- Task to complete:
Assemble all lines in which the string "styles" appears.

- Data block:

********************

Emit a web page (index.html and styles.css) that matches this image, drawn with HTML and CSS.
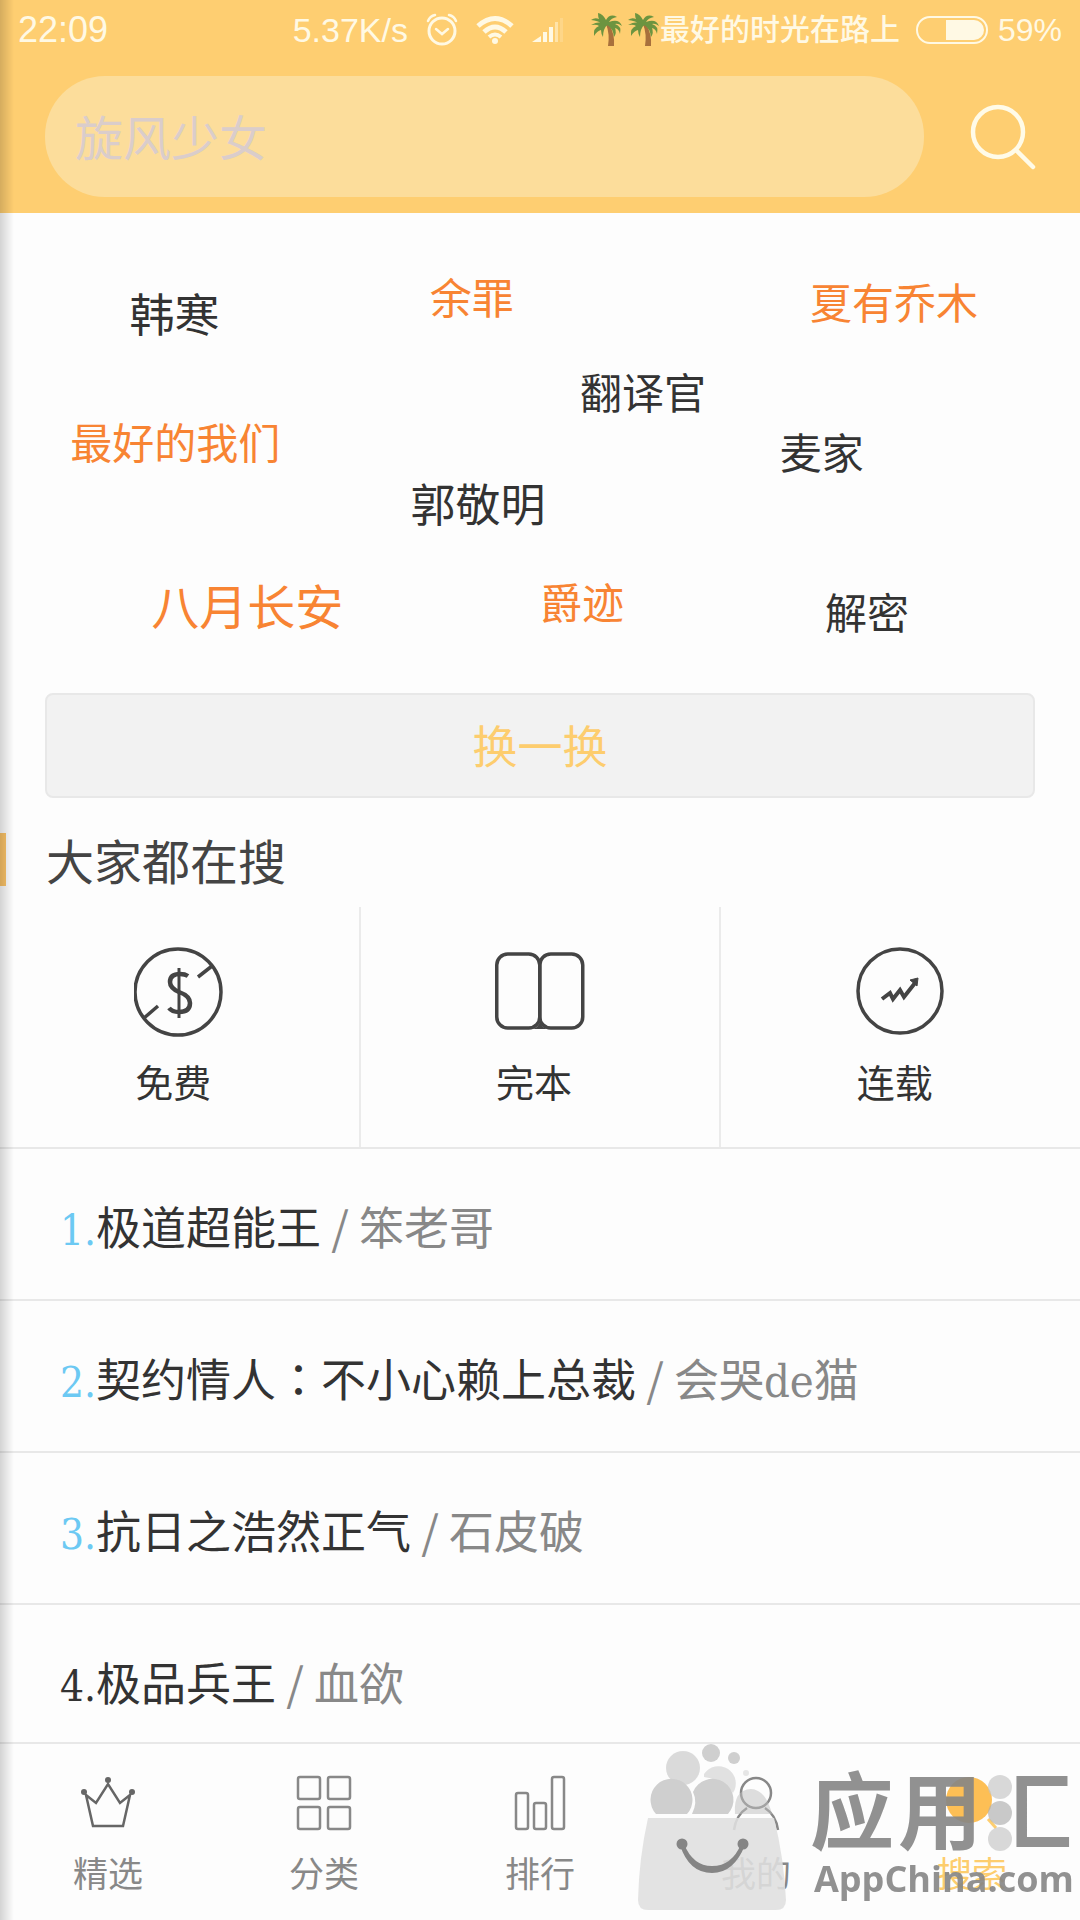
FILE: index.html
```html
<!DOCTYPE html>
<html lang="zh-CN">
<head>
    <meta charset="UTF-8">
    <meta name="viewport" content="width=device-width, initial-scale=1.0">
    <title>搜索</title>
    <link rel="stylesheet" href="styles.css">
</head>
<body>
    <header class="header">
        <div class="status-bar">
            <span class="status-time">22:09</span>
            <span class="status-speed">5.37K/s</span>
            <svg class="icon-alarm" width="32" height="34" viewBox="0 0 32 34" fill="none" stroke="currentColor" stroke-width="3" stroke-linecap="round">
                <circle cx="16" cy="18" r="13"/>
                <path d="M10 16l6 5 6-5" stroke-width="2.5"/>
                <path d="M2 8q2-5 7-6M30 8q-2-5-7-6" stroke-width="2.5"/>
            </svg>
            <svg class="icon-wifi" width="38" height="30" viewBox="0 0 38 30" fill="none" stroke="currentColor" stroke-width="5">
                <path d="M2 11q17-15 34 0"/>
                <path d="M8 17q11-10 22 0"/>
                <path d="M13 22q6-5 12 0" stroke-width="4"/>
                <circle cx="19" cy="26" r="3" fill="currentColor" stroke="none"/>
            </svg>
            <svg class="icon-signal" width="32" height="26" viewBox="0 0 32 26" fill="currentColor">
                <path d="M0 25l9-6v6z"/>
                <rect x="11" y="15" width="4" height="10"/>
                <rect x="17" y="10" width="4" height="15"/>
                <rect x="23" y="5" width="3" height="20" opacity=".5"/>
                <rect x="28" y="1" width="3" height="24" opacity=".2"/>
            </svg>
            <svg class="icon-palm" width="70" height="36" viewBox="0 0 70 36">
                <defs>
                    <g id="palm">
                        <path d="M16 12q4 10 2 22h6q1-12-5-22z" fill="#a8703c"/>
                        <path d="M17 12Q9 8 1 13q6-1 8 1-6 2-5 10 3-5 7-6 0 4 2 7 0-8 4-12 6 3 7 12 3-4 1-9 4 1 5 6 2-8-5-10 3-1 7 2-3-8-13-4 2-4 8-5-7-4-11 3-3-6-8-7 0 4 1 6-4-2-8 1 6 0 16 6z" fill="#6c9440"/>
                    </g>
                </defs>
                <use href="#palm"/>
                <use href="#palm" x="37"/>
            </svg>
            <span class="status-carrier">最好的时光在路上</span>
            <svg class="icon-battery" width="72" height="28" viewBox="0 0 72 28">
                <rect x="1" y="1" width="70" height="26" rx="13" fill="none" stroke="currentColor" stroke-width="2"/>
                <path d="M30 4h28a10 10 0 0 1 0 20H30z" fill="currentColor"/>
            </svg>
            <span class="status-power">59%</span>
        </div>

        <form class="search-form">
            <input class="search-input" type="text" placeholder="旋风少女" aria-label="搜索书名或作者">
            <button class="search-button" type="button" aria-label="搜索">
                <svg width="66" height="66" viewBox="0 0 66 66" fill="none" stroke="currentColor" stroke-width="4.5" stroke-linecap="round">
                    <circle cx="28" cy="28" r="25"/>
                    <path d="M46 46l17 17"/>
                </svg>
            </button>
        </form>
    </header>

    <main>
        <!-- 热门标签 -->
        <div class="tag-cloud">
            <a href="#" class="tag tag-1 medium">韩寒</a>
            <a href="#" class="tag tag-2 hot">余罪</a>
            <a href="#" class="tag tag-3 hot">夏有乔木</a>
            <a href="#" class="tag tag-4">翻译官</a>
            <a href="#" class="tag tag-5 hot">最好的我们</a>
            <a href="#" class="tag tag-6">麦家</a>
            <a href="#" class="tag tag-7 medium">郭敬明</a>
            <a href="#" class="tag tag-8 hot large">八月长安</a>
            <a href="#" class="tag tag-9 hot">爵迹</a>
            <a href="#" class="tag tag-10">解密</a>
        </div>

        <button class="refresh-button" type="button">换一换</button>

        <h2 class="section-title">大家都在搜</h2>

        <div class="categories">
            <a href="#" class="category">
                <svg width="90" height="90" viewBox="0 0 90 90" fill="none" stroke="currentColor" stroke-width="3.5">
                    <circle cx="44" cy="45" r="43"/>
                    <path d="M64 30l14-11M10 71l14-12"/>
                    <path d="M45 21v50" stroke-width="3"/>
                    <path d="M54 29q-3-2-8-2-10 0-10 8 0 6 9 10 11 4 11 11 0 9-11 9-7 0-10-4" stroke-width="4.5"/>
                </svg>
                <span class="category-name">免费</span>
            </a>
            <a href="#" class="category">
                <svg width="90" height="90" viewBox="0 0 90 90" fill="none" stroke="currentColor" stroke-width="3.5">
                    <rect x="1.75" y="7" width="43" height="74" rx="11"/>
                    <rect x="44.75" y="7" width="43" height="74" rx="11"/>
                    <path d="M36 82q8-1 9-8 1 7 9 8z" fill="currentColor" stroke="none"/>
                </svg>
                <span class="category-name">完本</span>
            </a>
            <a href="#" class="category">
                <svg width="90" height="90" viewBox="0 0 90 90" fill="none" stroke="currentColor" stroke-width="3.5">
                    <circle cx="44" cy="44" r="42"/>
                    <path d="M26 52l8-6 3 6 7-9 4 7 11-14" stroke-width="4"/>
                    <path d="M62 31l-1 8-7-6z" fill="currentColor" stroke-width="1"/>
                </svg>
                <span class="category-name">连载</span>
            </a>
        </div>

        <div class="book-list">
            <a href="#" class="book"><span class="book-rank top">1.</span><span class="book-name">极道超能王</span> / <span class="book-author">笨老哥</span></a>
            <a href="#" class="book"><span class="book-rank top">2.</span><span class="book-name">契约情人<span class="colon" lang="zh-TW">：</span>不小心赖上总裁</span> / <span class="book-author">会哭de猫</span></a>
            <a href="#" class="book"><span class="book-rank top">3.</span><span class="book-name">抗日之浩然正气</span> / <span class="book-author">石皮破</span></a>
            <a href="#" class="book"><span class="book-rank">4.</span><span class="book-name">极品兵王</span> / <span class="book-author">血欲</span></a>
        </div>
    </main>

    <nav class="tab-bar">
        <a href="#" class="tab">
            <svg width="56" height="56" viewBox="0 0 56 56" fill="none" stroke="#666" stroke-width="2.5">
                <path d="M6 20l10 8L28 9l12 19 10-8-7 31H13z"/>
                <g fill="#666" stroke="none">
                    <circle cx="28" cy="5" r="3"/>
                    <circle cx="4" cy="17" r="3"/>
                    <circle cx="52" cy="17" r="3"/>
                </g>
            </svg>
            <span>精选</span>
        </a>
        <a href="#" class="tab">
            <svg width="56" height="56" viewBox="0 0 56 56" fill="none" stroke="currentColor" stroke-width="2.5">
                <rect x="2" y="2" width="22" height="22" rx="2"/>
                <rect x="32" y="2" width="22" height="22" rx="2"/>
                <rect x="2" y="32" width="22" height="22" rx="2"/>
                <rect x="32" y="32" width="22" height="22" rx="2"/>
            </svg>
            <span>分类</span>
        </a>
        <a href="#" class="tab">
            <svg width="56" height="56" viewBox="0 0 56 56" fill="none" stroke="currentColor" stroke-width="2.5">
                <rect x="4" y="18" width="12" height="36" rx="2"/>
                <rect x="22" y="28" width="12" height="26" rx="2"/>
                <rect x="40" y="2" width="12" height="52" rx="2"/>
            </svg>
            <span>排行</span>
        </a>
        <a href="#" class="tab">
            <svg width="56" height="56" viewBox="0 0 56 56" fill="none" stroke="currentColor" stroke-width="2.5">
                <circle cx="28" cy="18" r="15"/>
                <path d="M6 55q2-15 13-22M50 55q-2-15-13-22"/>
            </svg>
            <span>我的</span>
        </a>
        <a href="#" class="tab active">
            <svg width="56" height="56" viewBox="0 0 56 56">
                <circle cx="25" cy="25" r="23" fill="#fdbf55"/>
                <path d="M44 44l8 9" stroke="#fdce70" stroke-width="3"/>
            </svg>
            <span>搜索</span>
        </a>
    </nav>

    <!-- 应用汇水印 -->
    <svg class="watermark" width="450" height="180" viewBox="0 0 450 180">
        <defs>
            <clipPath id="hui-right">
                <rect x="386" y="0" width="64" height="130"/>
            </clipPath>
        </defs>
        <g fill="#bdbdbd" opacity=".72">
            <circle cx="81" cy="13" r="9"/>
            <circle cx="104" cy="18" r="6"/>
            <circle cx="116" cy="33" r="3" opacity=".5"/>
            <circle cx="53" cy="28" r="17" opacity=".75"/>
            <path d="M74 34a17 17 0 0 1 29 19q-2-3-6-3-9-12-23-13z" opacity=".6"/>
            <path d="M26 74a21 21 0 1 1 31 0z"/>
            <path d="M62 74q6-12 1-22a21 21 0 1 1 35 22z"/>
            <path d="M105 74q-2-24 16-25 15 1 21 25z" opacity=".7"/>
        </g>
        <path d="M18 78h126q10 40 12 82 0 10-10 10H18q-10 0-10-10 1-42 10-82z" fill="#dfdfdf" fill-opacity=".88"/>
        <g fill="#858585">
            <circle cx="52" cy="104" r="5.5"/>
            <circle cx="113" cy="104" r="5.5"/>
            <path d="M50 105q9 28 32 28 22 0 33-28l-4-1q-9 22-29 22-19 0-28-22z"/>
        </g>
        <g fill="#c4c4c4" fill-opacity=".65">
            <circle cx="370" cy="47" r="12"/>
            <circle cx="370" cy="73" r="12" fill="#adadad"/>
            <circle cx="370" cy="99" r="12"/>
        </g>
        <g class="watermark-name">
            <text x="180" y="103">应</text>
            <text x="268" y="103">用</text>
            <text x="358" y="103" clip-path="url(#hui-right)">汇</text>
        </g>
        <text class="watermark-site" x="184" y="152">AppChina.com</text>
    </svg>

    <div class="edge-shadow"></div>
</body>
</html>
```
FILE: styles.css
```css
* {
    box-sizing: border-box;
}

body {
    margin: 0;
    font-family: "Noto Sans CJK SC", sans-serif;
    background-color: #fdfdfd;
    color: #333;
}

a {
    color: inherit;
    text-decoration: none;
}

svg {
    display: block;
    flex-shrink: 0;
}

/* 顶部 */
.header {
    background-color: #fece71;
}

.status-bar {
    display: flex;
    align-items: center;
    height: 60px;
    padding: 0 18px;
    color: #fff9e4;
    font-family: "Liberation Sans", "Noto Sans CJK SC", sans-serif;
    font-size: 34px;
    line-height: 60px;
    white-space: nowrap;
}

.status-time {
    font-size: 36px;
}

.status-speed {
    margin-left: auto;
}

.icon-alarm,
.icon-wifi,
.icon-signal {
    margin-left: 18px;
}

.icon-palm {
    margin-left: 26px;
}

.status-carrier {
    font-size: 30px;
    font-weight: 500;
}

.icon-battery {
    margin: 0 10px 0 16px;
}

.status-power {
    font-size: 32px;
}

.search-form {
    display: flex;
    align-items: center;
    padding: 16px 44px 16px 45px;
}

.search-input {
    flex: 1;
    min-width: 0;
    height: 121px;
    padding: 0 30px 4px;
    border: none;
    border-radius: 60px;
    outline: none;
    background-color: #fcdd9b;
    color: #333;
    font-family: inherit;
    font-size: 48px;
}

.search-input::placeholder {
    color: #dacdcb;
    opacity: 1;
}

.search-button {
    margin-left: 46px;
    padding: 0;
    border: none;
    background: none;
    color: #fffbe8;
    cursor: pointer;
}

/* 标签云 */
.tag-cloud {
    position: relative;
    height: 480px;
}

.tag {
    position: absolute;
    font-size: 42px;
    line-height: 60px;
    white-space: nowrap;
}

.tag.hot {
    color: #f88433;
}

.tag.medium {
    font-size: 45px;
}

.tag.large {
    font-size: 48px;
}

.tag-1 { left: 12%; top: 70px; }
.tag-2 { left: 39.8%; top: 53px; }
.tag-3 { left: 75%; top: 58px; }
.tag-4 { left: 53.7%; top: 148px; }
.tag-5 { left: 6.5%; top: 198px; }
.tag-6 { left: 72.2%; top: 208px; }
.tag-7 { left: 38%; top: 260px; }
.tag-8 { left: 14%; top: 361px; }
.tag-9 { left: 50%; top: 358px; }
.tag-10 { left: 76.4%; top: 368px; }

.refresh-button {
    display: block;
    width: calc(100% - 90px);
    height: 105px;
    margin: 0 auto;
    padding: 0 0 2px;
    border: 2px solid #e8e8e8;
    border-radius: 8px;
    background-color: #f2f2f2;
    color: #fdcd6e;
    font-family: inherit;
    font-size: 45px;
    cursor: pointer;
}

.section-title {
    margin: 35px 0 21px;
    padding-left: 40px;
    border-left: 6px solid #fdc569;
    color: #444;
    font-size: 48px;
    font-weight: 400;
    line-height: 53px;
}

/* 分类入口 */
.categories {
    display: flex;
    border-bottom: 2px solid #e8e8e8;
}

.category {
    flex: 1;
    display: flex;
    flex-direction: column;
    align-items: center;
    padding: 40px 0 41px;
    border-right: 2px solid #ebebeb;
}

.category:last-child {
    border-right: none;
}

.category svg {
    color: #444;
}

.category-name {
    margin-top: 19px;
    padding-right: 12px;
    font-size: 38px;
    line-height: 50px;
}

/* 排行列表 */
.book {
    display: block;
    height: 152px;
    padding-left: 60px;
    border-bottom: 2px solid #e8e8e8;
    color: #888;
    font-size: 45px;
    line-height: 154px;
    white-space: nowrap;
    overflow: hidden;
}

.book-rank {
    color: #333;
    font-family: "DejaVu Serif Condensed", "DejaVu Serif", serif;
    font-size: 42px;
}

.book-rank.top {
    color: #6cc9f3;
}

.book-name {
    color: #333;
}

.colon {
    font-family: "Noto Sans CJK TC", sans-serif;
}

.book-author {
    font-family: "DejaVu Serif Condensed", "Noto Sans CJK SC", sans-serif;
}

/* 底部导航 */
.tab-bar {
    position: fixed;
    left: 0;
    right: 0;
    bottom: 0;
    display: flex;
    height: 178px;
    border-top: 2px solid #e8e8e8;
    background-color: #fdfdfd;
}

.tab {
    flex: 1;
    display: flex;
    flex-direction: column;
    align-items: center;
    padding-top: 31px;
    color: #888;
    font-size: 35px;
    line-height: 50px;
}

.tab svg {
    margin-bottom: 16px;
}

.tab.active {
    color: #fdcd6e;
}

.watermark {
    position: fixed;
    right: 0;
    bottom: 0;
    pointer-events: none;
}

.watermark-name {
    fill: #858585;
    fill-opacity: 0.9;
    font-size: 84px;
    font-weight: 700;
}

.watermark-site {
    fill: #858585;
    fill-opacity: 0.9;
    font-family: "Open Sans", sans-serif;
    font-size: 36px;
    font-weight: 700;
}

/* 左侧页面阴影 */
.edge-shadow {
    position: fixed;
    left: 0;
    top: 0;
    bottom: 0;
    width: 14px;
    background: linear-gradient(to right, rgba(0, 0, 0, 0.16), rgba(0, 0, 0, 0));
    pointer-events: none;
}
```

********************

- Written answer:
Emit a web page (index.html and styles.css) that matches this image, drawn with HTML and CSS.
    <link rel="stylesheet" href="styles.css">
FILE: styles.css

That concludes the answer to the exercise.